PROBLEM STATEMENT:
Copy out the whole listing exactly as written, leaving the pictures behind.

PROVIDED MATERIAL:
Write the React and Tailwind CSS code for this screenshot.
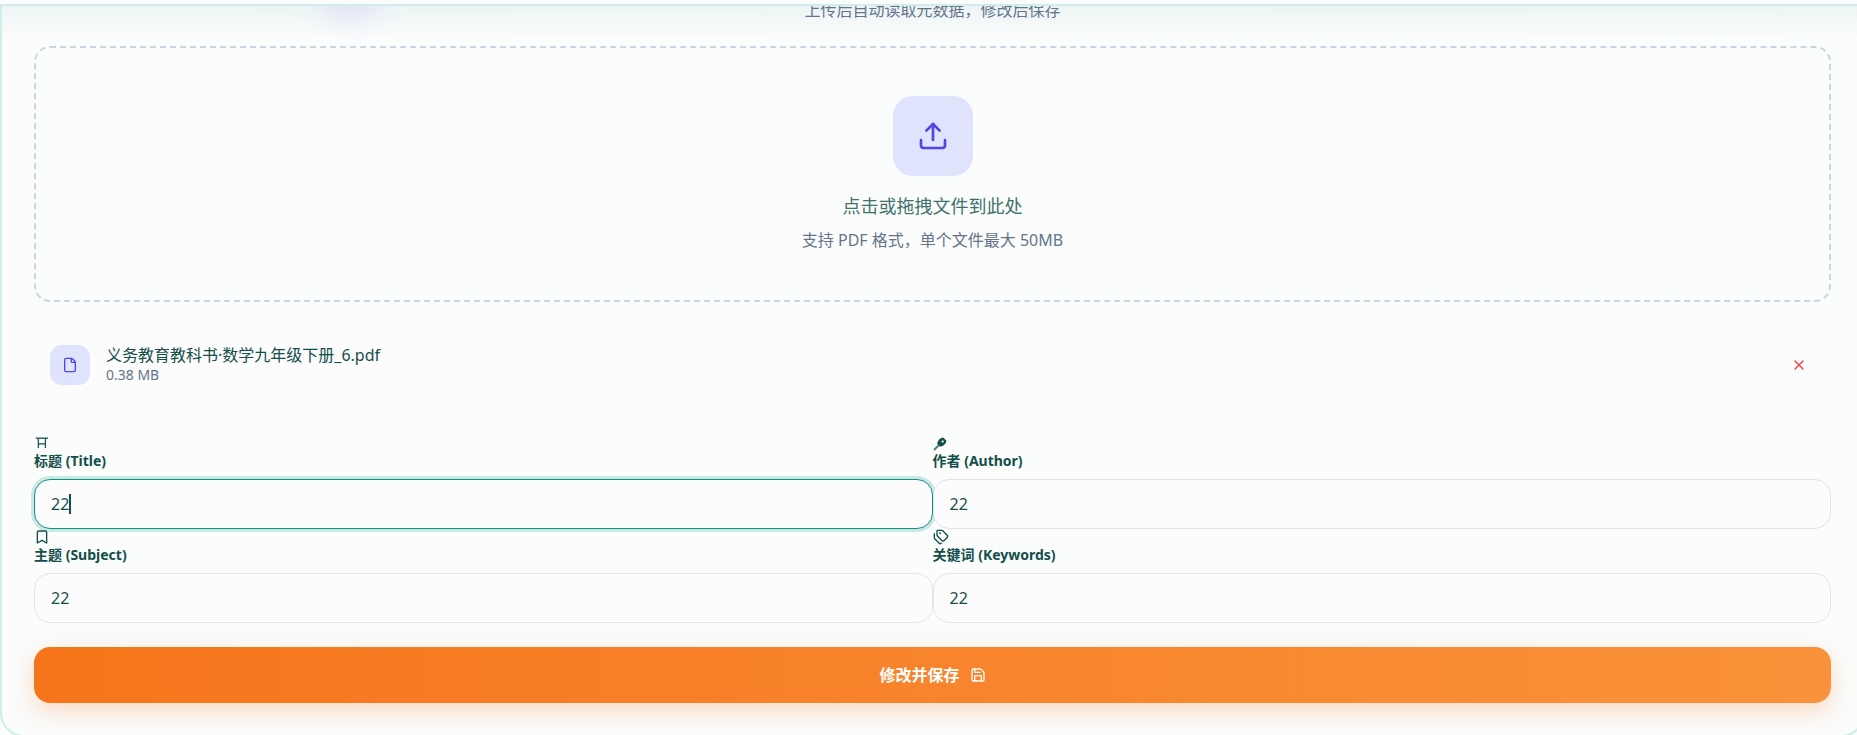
import React from "react";
import { Upload, File, X, Bookmark, Tags, Save } from "lucide-react";

const TitleIcon = () => (
  <svg width="16" height="14" viewBox="0 0 16 14" fill="none" stroke="currentColor" strokeWidth="1.2">
    <path d="M1.8 2.2H14" strokeWidth="1.3" />
    <path d="M4.3 2.5V12M11.4 2.5V12M4.3 7.8H11.4" />
  </svg>
);

const PenIcon = () => (
  <svg width="16" height="16" viewBox="0 0 16 16" fill="none">
    <path d="M4.2 9.1C4.4 5.9 7.4 2.5 10.2 2.6L13.4 5.8C13.4 8.8 9.9 11.4 7 11.8Z" fill="currentColor" />
    <circle cx="9.7" cy="6.5" r="1.1" fill="#fbfcfc" />
    <path d="M5.5 10.5L1 15" stroke="currentColor" strokeWidth="1.8" strokeOpacity="0.75" />
  </svg>
);

function Field({ icon, label, focused }) {
  return (
    <div className="flex flex-col">
      <div className="flex h-4 items-center text-[#134e4a]">{icon}</div>
      <label className="mb-2 block h-5 text-sm font-bold leading-5 text-[#134e4a]">{label}</label>
      <div className="relative">
        <input
          readOnly
          value="22"
          className={
            focused
              ? "block h-[50px] w-full rounded-2xl border border-[#0d9488] bg-[#fcfcfd] px-4 text-base text-[#134e4a] shadow-[0_0_0_3px_rgba(13,148,136,0.2)] outline-none"
              : "block h-[50px] w-full rounded-2xl border border-[#e2e4e9] bg-[#fcfcfd] px-4 text-base text-[#134e4a] outline-none"
          }
        />
        {focused && <span className="absolute left-[35px] top-[15px] h-5 w-[1.5px] bg-[#134e4a]" />}
      </div>
    </div>
  );
}

export default function App() {
  return (
    <div className="h-[735px] w-[1857px] overflow-hidden bg-[#fbfcfc] pt-1 font-['Noto_Sans','Noto_Sans_CJK_SC',sans-serif]">
      <div className="relative h-[733px] w-[1865px] overflow-hidden rounded-b-3xl border-2 border-[#cfeeea] bg-[#fbfcfc] px-8">
        <div className="pointer-events-none absolute inset-x-0 top-0 h-8 bg-gradient-to-b from-[#ecf5f4] to-transparent" />
        <div className="pointer-events-none absolute left-[316px] top-[-32px] h-[46px] w-[64px] rounded-full bg-[#dcd8f8] opacity-60 blur-md" />
        <p className="relative -mt-[8px] h-6 text-center text-base leading-6 text-[#64748b]">上传后自动读取元数据，修改后保存</p>

        <div className="mt-6 flex h-[256px] flex-col items-center rounded-2xl border-2 border-dashed border-[#cbd5e1] pt-12">
          <div className="flex h-20 w-20 items-center justify-center rounded-[20px] bg-[#dfe3fc] text-[#4f46e5]">
            <Upload size={32} />
          </div>
          <p className="mt-4 text-lg font-normal leading-7 text-[#41726a]">点击或拖拽文件到此处</p>
          <p className="mt-2 text-base leading-6 text-[#64748b]">支持 PDF 格式，单个文件最大 50MB</p>
        </div>

        <div className="mt-[27px] flex h-[72px] items-center rounded-xl bg-[#fcfcfc] px-4">
          <div className="flex h-10 w-10 items-center justify-center rounded-xl bg-[#dfe3fc] text-[#4f46e5]">
            <File size={16} />
          </div>
          <div className="ml-4 flex-1">
            <p className="text-base leading-5 text-[#134e4a]">义务教育教科书·数学九年级下册_6.pdf</p>
            <p className="text-sm leading-5 text-[#64748b]">0.38 MB</p>
          </div>
          <button className="p-2 text-[#ef4444]">
            <X size={16} />
          </button>
        </div>

        <div className="mt-[34px] grid grid-cols-2">
          <Field icon={<TitleIcon />} label="标题 (Title)" focused />
          <Field icon={<PenIcon />} label="作者 (Author)" />
          <Field icon={<Bookmark size={16} />} label="主题 (Subject)" />
          <Field icon={<Tags size={16} />} label="关键词 (Keywords)" />
        </div>

        <button className="mt-6 flex h-14 w-full items-center justify-center gap-[10px] rounded-2xl bg-gradient-to-r from-[#f6751a] to-[#f9923a] text-base font-bold text-white shadow-[0_8px_24px_rgba(249,115,22,0.25)]">
          修改并保存
          <Save size={16} />
        </button>
      </div>
    </div>
  );
}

RESULT FOR THIS TASK:
Write the React and Tailwind CSS code for this screenshot.
import React from "react";
import { Upload, File, X, Bookmark, Tags, Save } from "lucide-react";

const TitleIcon = () => (
  <svg width="16" height="14" viewBox="0 0 16 14" fill="none" stroke="currentColor" strokeWidth="1.2">
    <path d="M1.8 2.2H14" strokeWidth="1.3" />
    <path d="M4.3 2.5V12M11.4 2.5V12M4.3 7.8H11.4" />
  </svg>
);

const PenIcon = () => (
  <svg width="16" height="16" viewBox="0 0 16 16" fill="none">
    <path d="M4.2 9.1C4.4 5.9 7.4 2.5 10.2 2.6L13.4 5.8C13.4 8.8 9.9 11.4 7 11.8Z" fill="currentColor" />
    <circle cx="9.7" cy="6.5" r="1.1" fill="#fbfcfc" />
    <path d="M5.5 10.5L1 15" stroke="currentColor" strokeWidth="1.8" strokeOpacity="0.75" />
  </svg>
);

function Field({ icon, label, focused }) {
  return (
    <div className="flex flex-col">
      <div className="flex h-4 items-center text-[#134e4a]">{icon}</div>
      <label className="mb-2 block h-5 text-sm font-bold leading-5 text-[#134e4a]">{label}</label>
      <div className="relative">
        <input
          readOnly
          value="22"
          className={
            focused
              ? "block h-[50px] w-full rounded-2xl border border-[#0d9488] bg-[#fcfcfd] px-4 text-base text-[#134e4a] shadow-[0_0_0_3px_rgba(13,148,136,0.2)] outline-none"
              : "block h-[50px] w-full rounded-2xl border border-[#e2e4e9] bg-[#fcfcfd] px-4 text-base text-[#134e4a] outline-none"
          }
        />
        {focused && <span className="absolute left-[35px] top-[15px] h-5 w-[1.5px] bg-[#134e4a]" />}
      </div>
    </div>
  );
}

export default function App() {
  return (
    <div className="h-[735px] w-[1857px] overflow-hidden bg-[#fbfcfc] pt-1 font-['Noto_Sans','Noto_Sans_CJK_SC',sans-serif]">
      <div className="relative h-[733px] w-[1865px] overflow-hidden rounded-b-3xl border-2 border-[#cfeeea] bg-[#fbfcfc] px-8">
        <div className="pointer-events-none absolute inset-x-0 top-0 h-8 bg-gradient-to-b from-[#ecf5f4] to-transparent" />
        <div className="pointer-events-none absolute left-[316px] top-[-32px] h-[46px] w-[64px] rounded-full bg-[#dcd8f8] opacity-60 blur-md" />
        <p className="relative -mt-[8px] h-6 text-center text-base leading-6 text-[#64748b]">上传后自动读取元数据，修改后保存</p>

        <div className="mt-6 flex h-[256px] flex-col items-center rounded-2xl border-2 border-dashed border-[#cbd5e1] pt-12">
          <div className="flex h-20 w-20 items-center justify-center rounded-[20px] bg-[#dfe3fc] text-[#4f46e5]">
            <Upload size={32} />
          </div>
          <p className="mt-4 text-lg font-normal leading-7 text-[#41726a]">点击或拖拽文件到此处</p>
          <p className="mt-2 text-base leading-6 text-[#64748b]">支持 PDF 格式，单个文件最大 50MB</p>
        </div>

        <div className="mt-[27px] flex h-[72px] items-center rounded-xl bg-[#fcfcfc] px-4">
          <div className="flex h-10 w-10 items-center justify-center rounded-xl bg-[#dfe3fc] text-[#4f46e5]">
            <File size={16} />
          </div>
          <div className="ml-4 flex-1">
            <p className="text-base leading-5 text-[#134e4a]">义务教育教科书·数学九年级下册_6.pdf</p>
            <p className="text-sm leading-5 text-[#64748b]">0.38 MB</p>
          </div>
          <button className="p-2 text-[#ef4444]">
            <X size={16} />
          </button>
        </div>

        <div className="mt-[34px] grid grid-cols-2">
          <Field icon={<TitleIcon />} label="标题 (Title)" focused />
          <Field icon={<PenIcon />} label="作者 (Author)" />
          <Field icon={<Bookmark size={16} />} label="主题 (Subject)" />
          <Field icon={<Tags size={16} />} label="关键词 (Keywords)" />
        </div>

        <button className="mt-6 flex h-14 w-full items-center justify-center gap-[10px] rounded-2xl bg-gradient-to-r from-[#f6751a] to-[#f9923a] text-base font-bold text-white shadow-[0_8px_24px_rgba(249,115,22,0.25)]">
          修改并保存
          <Save size={16} />
        </button>
      </div>
    </div>
  );
}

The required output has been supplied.